The Proposed Rules consist of the regulation itself along with the FDIC’s commentary thereto, and are intended to address the following broad areas: (i) what constitutes a “financial company” subject to resolution under Title II by establishing criteria for determining whether a company is “predominately engaged in activities that are financial in nature or incidental thereto;” (ii) recoupment of compensation from senior executives and directors in limited circumstances; (iii) application of the FDIC’s power to avoid fraudulent or preferential transfers in a Title II receivership; (iv) the priority of expenses and unsecured claims; and (v) the administrative process for initial determination of claims and the process for judicial determination of claims disallowed by the FDIC, as receiver. The FDIC is soliciting written comments, due no later than May 22, 2011, to specific questions posed by the FDIC and all aspects of the Proposed Rules.
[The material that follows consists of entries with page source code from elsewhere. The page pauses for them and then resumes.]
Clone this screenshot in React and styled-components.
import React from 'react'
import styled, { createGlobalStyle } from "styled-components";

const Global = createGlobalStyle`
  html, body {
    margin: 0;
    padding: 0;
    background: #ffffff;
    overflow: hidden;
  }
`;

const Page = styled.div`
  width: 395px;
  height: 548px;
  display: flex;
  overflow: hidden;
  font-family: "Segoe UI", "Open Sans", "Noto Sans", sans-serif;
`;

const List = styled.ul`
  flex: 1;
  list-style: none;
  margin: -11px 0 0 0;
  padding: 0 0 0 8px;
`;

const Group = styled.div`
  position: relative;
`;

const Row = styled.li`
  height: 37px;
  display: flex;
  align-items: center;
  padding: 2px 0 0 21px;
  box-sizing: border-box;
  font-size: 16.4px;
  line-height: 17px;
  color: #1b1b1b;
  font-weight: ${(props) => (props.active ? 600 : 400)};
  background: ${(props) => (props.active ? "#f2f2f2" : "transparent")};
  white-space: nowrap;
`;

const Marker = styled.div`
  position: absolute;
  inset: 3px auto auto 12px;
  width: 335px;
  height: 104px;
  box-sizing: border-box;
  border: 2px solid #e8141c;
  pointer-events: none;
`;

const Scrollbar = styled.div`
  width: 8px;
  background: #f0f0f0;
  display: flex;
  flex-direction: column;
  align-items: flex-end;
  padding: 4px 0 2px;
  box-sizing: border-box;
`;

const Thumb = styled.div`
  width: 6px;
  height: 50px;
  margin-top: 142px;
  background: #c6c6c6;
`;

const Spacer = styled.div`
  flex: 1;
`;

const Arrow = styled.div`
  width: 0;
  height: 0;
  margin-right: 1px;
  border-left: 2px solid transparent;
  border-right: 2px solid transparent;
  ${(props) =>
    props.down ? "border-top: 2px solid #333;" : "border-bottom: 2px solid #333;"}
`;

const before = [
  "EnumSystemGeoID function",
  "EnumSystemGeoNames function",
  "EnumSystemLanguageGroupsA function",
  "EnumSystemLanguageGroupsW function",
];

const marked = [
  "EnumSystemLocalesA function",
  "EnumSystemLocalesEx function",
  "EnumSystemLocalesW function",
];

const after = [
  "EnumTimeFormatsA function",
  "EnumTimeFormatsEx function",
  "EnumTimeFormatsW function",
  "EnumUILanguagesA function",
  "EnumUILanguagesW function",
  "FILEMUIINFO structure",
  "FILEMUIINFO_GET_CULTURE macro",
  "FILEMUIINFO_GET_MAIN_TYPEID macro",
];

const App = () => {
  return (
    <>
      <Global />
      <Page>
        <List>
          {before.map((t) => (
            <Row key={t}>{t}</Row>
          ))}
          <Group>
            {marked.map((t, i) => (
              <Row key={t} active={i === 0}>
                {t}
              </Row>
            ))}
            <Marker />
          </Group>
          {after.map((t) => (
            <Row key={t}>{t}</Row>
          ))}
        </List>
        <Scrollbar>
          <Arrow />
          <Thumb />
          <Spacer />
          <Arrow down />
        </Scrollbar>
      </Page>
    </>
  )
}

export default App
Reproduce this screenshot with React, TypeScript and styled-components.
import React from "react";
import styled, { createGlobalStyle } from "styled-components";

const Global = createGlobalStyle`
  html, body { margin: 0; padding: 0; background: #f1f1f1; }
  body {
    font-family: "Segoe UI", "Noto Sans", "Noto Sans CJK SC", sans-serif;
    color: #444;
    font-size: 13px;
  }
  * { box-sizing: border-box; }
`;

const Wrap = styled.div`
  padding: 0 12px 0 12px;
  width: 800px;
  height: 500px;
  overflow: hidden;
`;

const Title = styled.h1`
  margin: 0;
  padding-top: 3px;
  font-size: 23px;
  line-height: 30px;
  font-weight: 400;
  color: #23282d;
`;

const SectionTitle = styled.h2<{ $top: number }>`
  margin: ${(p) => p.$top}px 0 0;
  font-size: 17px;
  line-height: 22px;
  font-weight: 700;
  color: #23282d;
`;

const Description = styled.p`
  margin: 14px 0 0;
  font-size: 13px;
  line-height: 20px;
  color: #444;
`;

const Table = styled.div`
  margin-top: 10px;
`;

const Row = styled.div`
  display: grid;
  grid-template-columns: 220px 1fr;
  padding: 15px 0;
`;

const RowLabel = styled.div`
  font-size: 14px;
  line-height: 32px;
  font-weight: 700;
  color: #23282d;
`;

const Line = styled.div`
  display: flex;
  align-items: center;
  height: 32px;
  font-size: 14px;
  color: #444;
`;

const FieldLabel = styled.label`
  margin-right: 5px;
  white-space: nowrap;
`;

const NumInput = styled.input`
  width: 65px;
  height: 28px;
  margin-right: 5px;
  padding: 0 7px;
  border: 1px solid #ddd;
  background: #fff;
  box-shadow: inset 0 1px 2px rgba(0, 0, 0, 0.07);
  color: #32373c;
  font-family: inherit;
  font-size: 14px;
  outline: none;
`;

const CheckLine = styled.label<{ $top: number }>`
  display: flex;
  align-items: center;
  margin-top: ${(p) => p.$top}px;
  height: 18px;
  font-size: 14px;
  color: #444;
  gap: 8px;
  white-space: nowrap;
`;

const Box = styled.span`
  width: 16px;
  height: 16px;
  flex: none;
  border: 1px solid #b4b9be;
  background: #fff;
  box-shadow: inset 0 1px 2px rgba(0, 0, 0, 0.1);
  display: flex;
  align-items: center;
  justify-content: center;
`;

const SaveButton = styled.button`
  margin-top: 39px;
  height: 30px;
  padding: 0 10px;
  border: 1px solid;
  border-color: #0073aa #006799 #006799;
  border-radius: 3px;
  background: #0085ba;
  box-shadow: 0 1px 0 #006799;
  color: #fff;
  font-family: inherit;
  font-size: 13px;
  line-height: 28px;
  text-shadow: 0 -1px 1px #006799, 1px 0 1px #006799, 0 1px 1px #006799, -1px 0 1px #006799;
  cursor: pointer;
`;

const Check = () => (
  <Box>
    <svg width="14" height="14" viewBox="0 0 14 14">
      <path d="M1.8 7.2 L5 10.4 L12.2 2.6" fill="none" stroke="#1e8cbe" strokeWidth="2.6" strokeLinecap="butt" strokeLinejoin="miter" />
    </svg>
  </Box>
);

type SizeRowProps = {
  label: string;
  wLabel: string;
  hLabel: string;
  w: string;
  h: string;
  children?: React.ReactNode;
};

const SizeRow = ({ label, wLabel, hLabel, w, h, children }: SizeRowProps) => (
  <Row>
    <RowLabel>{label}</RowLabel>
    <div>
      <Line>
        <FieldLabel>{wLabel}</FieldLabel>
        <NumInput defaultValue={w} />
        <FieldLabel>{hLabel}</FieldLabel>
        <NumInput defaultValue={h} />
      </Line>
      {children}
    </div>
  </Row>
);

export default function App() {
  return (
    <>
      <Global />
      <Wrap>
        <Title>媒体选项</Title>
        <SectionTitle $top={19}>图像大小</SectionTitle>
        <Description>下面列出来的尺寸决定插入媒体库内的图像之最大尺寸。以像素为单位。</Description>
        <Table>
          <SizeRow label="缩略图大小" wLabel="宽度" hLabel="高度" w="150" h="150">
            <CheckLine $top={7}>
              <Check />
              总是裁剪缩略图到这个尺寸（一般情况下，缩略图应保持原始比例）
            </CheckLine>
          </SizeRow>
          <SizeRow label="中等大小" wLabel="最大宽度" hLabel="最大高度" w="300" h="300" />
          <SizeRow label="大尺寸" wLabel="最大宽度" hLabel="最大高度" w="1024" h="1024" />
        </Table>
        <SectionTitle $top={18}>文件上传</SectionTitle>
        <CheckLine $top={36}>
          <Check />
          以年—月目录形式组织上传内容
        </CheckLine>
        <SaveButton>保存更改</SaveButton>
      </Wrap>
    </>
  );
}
Financial Companies Subject to Title II Orderly Liquidation Authority

Included among the entities considered a “financial company” under Title II and subject to resolution upon a systemic risk determination by the Secretary of the Treasury (the “Secretary”) is any company that is incorporated or organized under any provision of Federal law or the laws of any State and is (i) a bank holding company (“BHC”) as defined in section 2(a) of the BHC Act of 1956 (“BHC Act”), (ii) a non-bank financial company supervised by the Board of Governors (“NFC”), (iii) any company that is predominately engaged in activities that are financial in nature for purposes of section 4(k) of the BHC Act or (iii) any subsidiary of the foregoing three categories of companies that is predominately engaged in activities that are financial in nature for purposes of section 4(k) of the BHC Act.1 Proposed Rule 380.8 establishes criteria for when a company is “predominately engaged in activities that are financial in nature or incidental thereto.”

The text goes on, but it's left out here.